New opportunities are emerging with innovations: Some technologies support population health and data analytics; others such as consumer-facing apps will help engage consumers. Other promising technologies will assist physicians and other caregivers to manage the hassle factor of EHRs, including voice recognition technologies. For example, health care accounts for a full half of Nuance Communications’ business. (Nuance is the leading speech recognition technology vendor.)
6. Culture and people
Almost all health systems have a value-based culture that is manifestly important to the mission of the organization and guides the strategy and behavior of the organization. Many systems are faith-based and guided by the principles and values of their religious sponsors. Many systems have adopted Don Berwick’s Triple Aim as their north star.
Other systems such as OhioHealth or Atlantic Health strive to be a best place to work in their community and benchmark themselves against other leading national employers.

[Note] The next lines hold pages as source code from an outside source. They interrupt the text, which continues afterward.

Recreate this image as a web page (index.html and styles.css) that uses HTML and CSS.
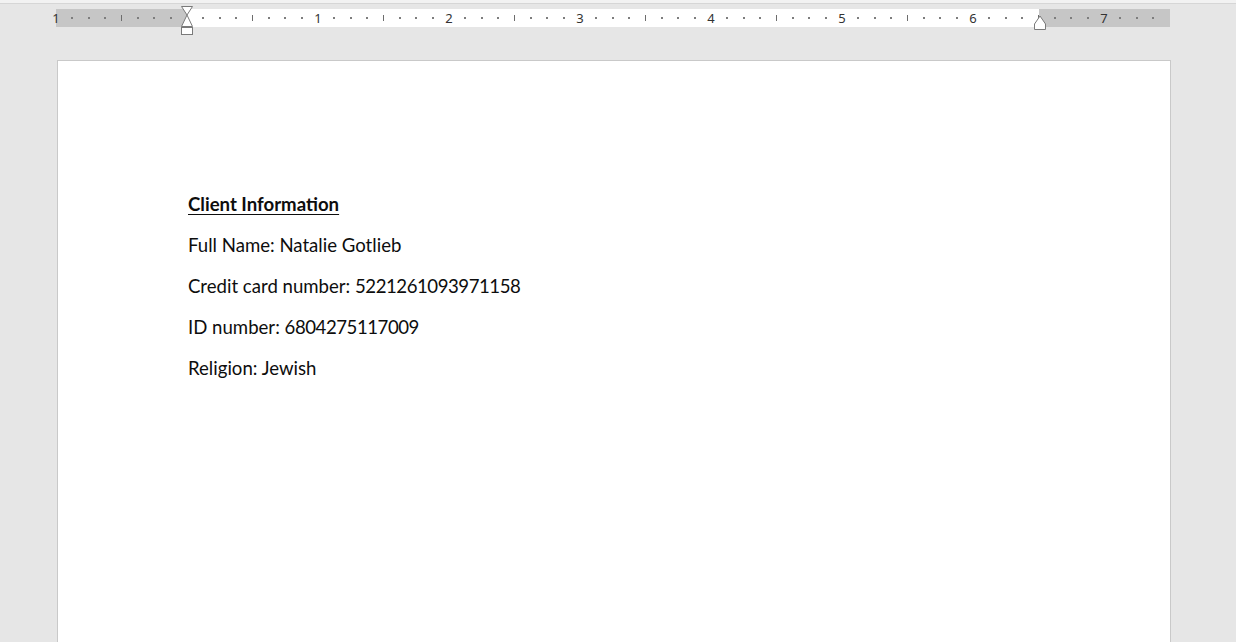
FILE: index.html
```html
<!DOCTYPE html>
<html>
<head>
<meta charset="utf-8">
<title>Client Information</title>
<link rel="stylesheet" href="styles.css">
</head>
<body>
<div class="topbar"></div>
<div class="ruler-wrap">
  <div class="ruler">
    <div class="marks">
      <span class="n">1</span><span class="d"></span><span class="d"></span><span class="d"></span><span class="l"></span><span class="d"></span><span class="d"></span><span class="d"></span>
      <span class="e"></span><span class="d"></span><span class="d"></span><span class="d"></span><span class="l"></span><span class="d"></span><span class="d"></span><span class="d"></span>
      <span class="n">1</span><span class="d"></span><span class="d"></span><span class="d"></span><span class="l"></span><span class="d"></span><span class="d"></span><span class="d"></span>
      <span class="n">2</span><span class="d"></span><span class="d"></span><span class="d"></span><span class="l"></span><span class="d"></span><span class="d"></span><span class="d"></span>
      <span class="n">3</span><span class="d"></span><span class="d"></span><span class="d"></span><span class="l"></span><span class="d"></span><span class="d"></span><span class="d"></span>
      <span class="n">4</span><span class="d"></span><span class="d"></span><span class="d"></span><span class="l"></span><span class="d"></span><span class="d"></span><span class="d"></span>
      <span class="n">5</span><span class="d"></span><span class="d"></span><span class="d"></span><span class="l"></span><span class="d"></span><span class="d"></span><span class="d"></span>
      <span class="n">6</span><span class="d"></span><span class="d"></span><span class="d"></span><span class="l"></span><span class="d"></span><span class="d"></span><span class="d"></span>
      <span class="n">7</span><span class="d"></span><span class="d"></span><span class="d"></span>
    </div>
    <svg class="indent-left" width="14" height="30" viewBox="0 0 14 30">
      <path d="M1.5 0.5 H12.5 L7 9 Z" fill="#fff" stroke="#7a7a7a" stroke-width="1"/>
      <path d="M7 9 L12.5 20.5 H1.5 Z" fill="#fff" stroke="#7a7a7a" stroke-width="1"/>
      <rect x="1.5" y="21.5" width="11" height="7" fill="#fff" stroke="#7a7a7a" stroke-width="1"/>
    </svg>
    <svg class="indent-right" width="14" height="16" viewBox="0 0 14 16">
      <path d="M7 1 L12.5 9 V14.5 H1.5 V9 Z" fill="#fff" stroke="#7a7a7a" stroke-width="1"/>
    </svg>
  </div>
</div>
<div class="workspace">
  <div class="page">
    <p class="heading">Client Information</p>
    <p>Full Name: Natalie Gotlieb</p>
    <p>Credit card number: <span class="num">5221261093971158</span></p>
    <p>ID number: <span class="num">6804275117009</span></p>
    <p>Religion: Jewish</p>
  </div>
</div>
</body>
</html>
```
FILE: styles.css
```css
html, body {
  margin: 0;
  padding: 0;
  background: #e6e6e6;
  overflow: hidden;
  height: 642px;
}
body {
  font-family: Lato, "Open Sans", sans-serif;
}
.topbar {
  height: 3px;
  background: #f2f2f2;
  border-bottom: 1px solid #d6d6d6;
}
.ruler-wrap {
  padding-top: 5px;
  padding-left: 56px;
}
.ruler {
  position: relative;
  width: 1114px;
  height: 18px;
  background: linear-gradient(to right, #c6c6c6 0, #c6c6c6 131px, #ffffff 131px, #ffffff 983px, #c6c6c6 983px, #c6c6c6 100%);
}
.marks {
  display: flex;
  height: 18px;
  margin-left: -8.1875px;
}
.marks > span {
  flex: 0 0 16.375px;
  width: 16.375px;
  height: 18px;
  display: flex;
  align-items: center;
  justify-content: center;
}
.marks .d::before {
  content: "";
  display: block;
  width: 2px;
  height: 2px;
  background: #7d7d7d;
}
.marks .l::before {
  content: "";
  display: block;
  width: 1px;
  height: 6px;
  background: #6d6d6d;
}
.marks .n {
  font-family: "Noto Sans", "Open Sans", sans-serif;
  font-size: 13px;
  color: #333;
  line-height: 18px;
}
.indent-left {
  position: absolute;
  left: 124px;
  top: -3px;
}
.indent-right {
  position: absolute;
  left: 977px;
  top: 6px;
}
.workspace {
  padding-top: 33px;
  padding-left: 57px;
}
.page {
  width: 1114px;
  height: 700px;
  background: #fff;
  border: 1px solid #c9c9c9;
  box-sizing: border-box;
  padding: 130px 0 0 130px;
}
.page p {
  margin: 0 0 14.6px 0;
  font-size: 18.6px;
  line-height: 26.4px;
  color: #0d0d0d;
}
.page .num {
  font-variant-numeric: tabular-nums;
  letter-spacing: -0.45px;
}
.page p.heading {
  font-weight: bold;
  text-decoration: underline;
  text-underline-offset: 3px;
}
```
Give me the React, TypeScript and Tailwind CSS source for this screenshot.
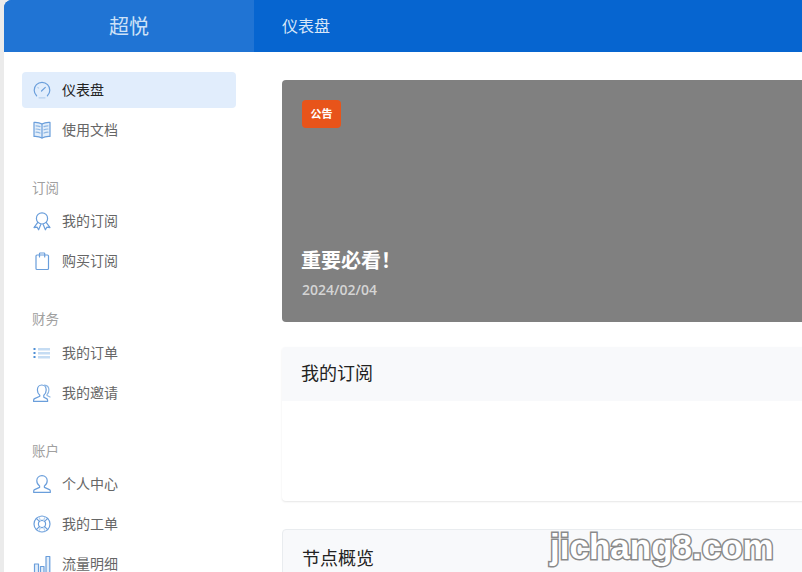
import type { ReactNode } from 'react'

// ── Icons ─────────────────────────────────────────────────────────────────────

function Icon({ children }: { children: ReactNode }) {
  return (
    <svg width={20} height={20} viewBox="0 0 20 20" fill="none" aria-hidden="true" stroke="#6a9edb" strokeWidth="1.2" strokeLinecap="round" strokeLinejoin="round" className="shrink-0">
      {children}
    </svg>
  )
}

function IconGauge() {
  return (
    <Icon>
      <path d="M4.600 15.800A7.800 7.800 0 1 1 15.400 15.800" />
      <path d="M7 17.800h6" stroke="#b5d0ee" />
      <path d="M9.500 11l3.800-3.600" />
      <path d="M5.800 7.500l.8.6" stroke="#b5d0ee" />
    </Icon>
  )
}

function IconBook() {
  return (
    <Icon>
      <path d="M10 4C8 2.800 5 2.200 2 2.400v14c3-.2 6 .4 8 1.600 2-1.200 5-1.800 8-1.600v-14c-3-.2-6 .4-8 1.600z" fill="#e3eefa" />
      <path d="M10 4v14" />
      <path d="M4 5.800c1.400 0 2.800.2 4 .8M4 9c1.400 0 2.800.2 4 .8M4 12.200c1.400 0 2.800.2 4 .8M16 5.800c-1.400 0-2.800.2-4 .8M16 9c-1.400 0-2.800.2-4 .8M16 12.200c-1.400 0-2.800.2-4 .8" stroke="#8db6e3" />
    </Icon>
  )
}

function IconAward() {
  return (
    <Icon>
      <circle cx="10" cy="7.400" r="5.600" />
      <path d="M5.800 11.400L2 16.600l3.200-.4 1.400 2.600 2.200-5.200M14.200 11.400l3.800 5.200-3.200-.4-1.400 2.600-2.200-5.200" />
    </Icon>
  )
}

function IconBag() {
  return (
    <Icon>
      <rect x="4" y="4" width="12.500" height="14.500" rx="1" />
      <path d="M7.500 6V2.600c0-.4.200-.6.600-.6h4c.4 0 .6.200.6.600V6" />
    </Icon>
  )
}

function IconList() {
  return (
    <svg width={20} height={20} viewBox="0 0 20 20" aria-hidden="true" className="shrink-0">
      <rect x="1.500" y="5" width="2" height="2" fill="#4f8fd6" />
      <rect x="1.500" y="9" width="2" height="2" fill="#4f8fd6" />
      <rect x="1.500" y="13" width="2" height="2" fill="#4f8fd6" />
      <rect x="6" y="5" width="12" height="2.500" fill="#c5dcf3" />
      <rect x="6" y="9" width="12" height="2.500" fill="#c5dcf3" />
      <rect x="6" y="13" width="12" height="2.500" fill="#c5dcf3" />
    </svg>
  )
}

function IconUsers() {
  return (
    <Icon>
      <path d="M11.800 12.200c1.600-1.200 2.400-3 2.400-5.200 0-2.800-1.800-5-4.400-5S5.400 4.200 5.400 7c0 2.200.8 4 2.400 5.200v1l-5.200 2.400c-.8.400-1 1-1 1.600v1.200h14v-1.200c0-.6-.2-1.200-1-1.600l-2.800-1.400z" />
      <path d="M12.500 2.200c2.500.2 4.400 2.200 4.400 4.800 0 1.800-.7 3.400-1.900 4.600v.9l3 1.500" stroke="#8db6e3" />
    </Icon>
  )
}

function IconUser() {
  return (
    <Icon>
      <path d="M12.400 12c1.800-1.200 2.800-3 2.800-5.200C15.200 3.800 13 1.600 10 1.600S4.800 3.800 4.800 6.800c0 2.200 1 4 2.800 5.200v1.400l-5 2.200c-.6.300-.9.800-.9 1.400v1.400h16.600V17c0-.6-.3-1.100-.9-1.400l-5-2.200z" />
    </Icon>
  )
}

function IconLifebuoy() {
  return (
    <Icon>
      <circle cx="10" cy="10" r="8" />
      <circle cx="10" cy="10" r="3.600" />
      <path d="M4.300 4.300l3.100 3.100M15.700 4.300l-3.100 3.100M4.300 15.700l3.100-3.100M15.700 15.700l-3.100-3.100" />
      <path d="M6.800 2.700l1.800 4M13.200 2.700l-1.800 4M6.800 17.300l1.800-4M13.200 17.300l-1.800-4" stroke="#b5d0ee" />
    </Icon>
  )
}

function IconBars() {
  return (
    <Icon>
      <rect x="2.500" y="10" width="4" height="8.500" fill="#e3eefa" />
      <rect x="8.500" y="12.500" width="3.500" height="6" fill="#e3eefa" />
      <rect x="14" y="2.500" width="3.800" height="16" fill="#e3eefa" />
    </Icon>
  )
}

// ── Sidebar ───────────────────────────────────────────────────────────────────

function NavItem({ icon, label, active }: { icon: ReactNode; label: string; active?: boolean }) {
  return (
    <div className={`h-9 mb-1 pl-[10px] flex items-center gap-[10px] rounded text-sm ${active ? 'bg-[#e1edfc] text-[#222]' : 'text-[#666]'}`}>
      {icon}
      <span className="-translate-y-px">{label}</span>
    </div>
  )
}

function NavLabel({ children }: { children: string }) {
  return (
    <div className="mt-[30px] mb-[5.400px] pl-[10px] h-5 text-[#a0a0a0]">
      <span className="block -translate-y-px leading-5 text-[13.500px]">{children}</span>
    </div>
  )
}

function Sidebar() {
  return (
    <aside className="w-[250px] shrink-0 bg-white px-[18px] pt-5">
      <NavItem icon={<IconGauge />} label="仪表盘" active />
      <NavItem icon={<IconBook />} label="使用文档" />
      <NavLabel>订阅</NavLabel>
      <NavItem icon={<IconAward />} label="我的订阅" />
      <NavItem icon={<IconBag />} label="购买订阅" />
      <NavLabel>财务</NavLabel>
      <NavItem icon={<IconList />} label="我的订单" />
      <NavItem icon={<IconUsers />} label="我的邀请" />
      <NavLabel>账户</NavLabel>
      <NavItem icon={<IconUser />} label="个人中心" />
      <NavItem icon={<IconLifebuoy />} label="我的工单" />
      <NavItem icon={<IconBars />} label="流量明细" />
    </aside>
  )
}

// ── Page ──────────────────────────────────────────────────────────────────────

export default function App() {
  return (
    <div className="relative w-[802px] h-[572px] overflow-hidden bg-[#ebebeb] pl-1 font-['Noto_Sans_CJK_SC','Noto_Sans',sans-serif]">
      <header className="h-[52px] flex rounded-tl-lg overflow-hidden bg-[#0665d0]">
        <div className="w-[250px] shrink-0 bg-[#2074d4] flex items-center justify-center text-xl text-[#cfe2f7]">超悦</div>
        <div className="pl-7 pb-[2px] flex items-center text-base text-[#d8e6f8]">仪表盘</div>
      </header>
      <div className="flex h-[520px]">
        <Sidebar />
        <main className="flex-1 min-w-0 bg-white pl-7 pt-7 overflow-hidden">
          <div className="w-[640px]">
            <section className="h-[242px] rounded bg-[#808080] px-5 pt-5 flex flex-col items-start">
              <span className="h-7 w-[39px] pb-[2px] rounded bg-[#e8541a] flex items-center justify-center text-[11px] font-bold text-white">公告</span>
              <h2 className="mt-[118px] -ml-px text-xl leading-7 font-bold text-white">重要必看！</h2>
              <p className="mt-[6px] text-sm leading-5 font-semibold text-[#d4d4d4] font-['Open_Sans',sans-serif]">2024/02/04</p>
            </section>
            <section className="mt-[25px] h-[154px] rounded bg-white shadow-[0_1px_2px_rgba(0,0,0,0.1)]">
              <div className="h-[54px] rounded-t bg-[#f8f9fb] pl-[19px] pb-1 flex items-center text-lg text-[#222]">我的订阅</div>
            </section>
            <section className="mt-7 rounded-t border border-[#e9ecef] bg-[#f8f9fb] h-[60px] pl-[19px] pt-[13px] text-lg leading-7 text-[#222]">节点概览</section>
          </div>
        </main>
      </div>
      <span className="absolute left-[550px] top-[525px] text-[35px] leading-[44px] font-bold text-white [-webkit-text-stroke:3px_#8a8a8a] [paint-order:stroke_fill] font-['Liberation_Sans',sans-serif]">jichang8.com</span>
    </div>
  )
}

Across the country, health system leaders are passionate about creating an engaged workforce, and are building respect, reliability, retention and resilience among their employees.
7. Value and affordability
As financial pressures intensify, with public payment rates likely to be constrained over the long haul and private purchasers concerned about their cost for health care, health systems are trying to work on their underlying cost structure and identify opportunities to improve value and affordability for various customers. But each stakeholder sees value somewhat differently.
8. Clinical differentiation
Most health systems have identified three or four top critical priority areas; however, in my experience, it always ends up being the same three or four: orthopedics, cancer, cardiovascular and neurosurgery, which happen to be where the money is. Very few hospitals claim to be specializing in morbidly obese patients with behavioral health issues or the frail elderly or care for the homeless. Just sayin’.
9. Financial sustainability
All health systems have a strategic priority for financial stability or financial stewardship. As the cliché goes: No money, no mission. Every health system must obsess over the financial hydraulics of payer mix (managing the relative balance of unprofitable Medicare and Medicaid business against more profitable commercially insured patients). As public payment grows because of an aging society and widening income inequality, health systems are anticipating a tightening financial future, a future that would be even tighter if coverage is eroded.
10. Population health and risk-bearing strategy
The one approach with a significant variation in strategy is population health and overall risk-bearing strategy. I have written at length on both of these, most recently about population health, so I refer you to a previous column.
Health system leaders diverge in their attitudes toward risk bearing. At one extreme are those who want no part at all of risk bearing in any form beyond modest pay-for-performance incentives. (This may be a third to a half of all hospitals in the country, according to Nielsen/Harris surveys.) In the middle of the spectrum is clinical integration, where administrators are beyond dabbling and are making very serious efforts to integrate with physicians to contract with health plans – and to embrace improvement in clinical performance on a systematic basis with an aligned medical staff.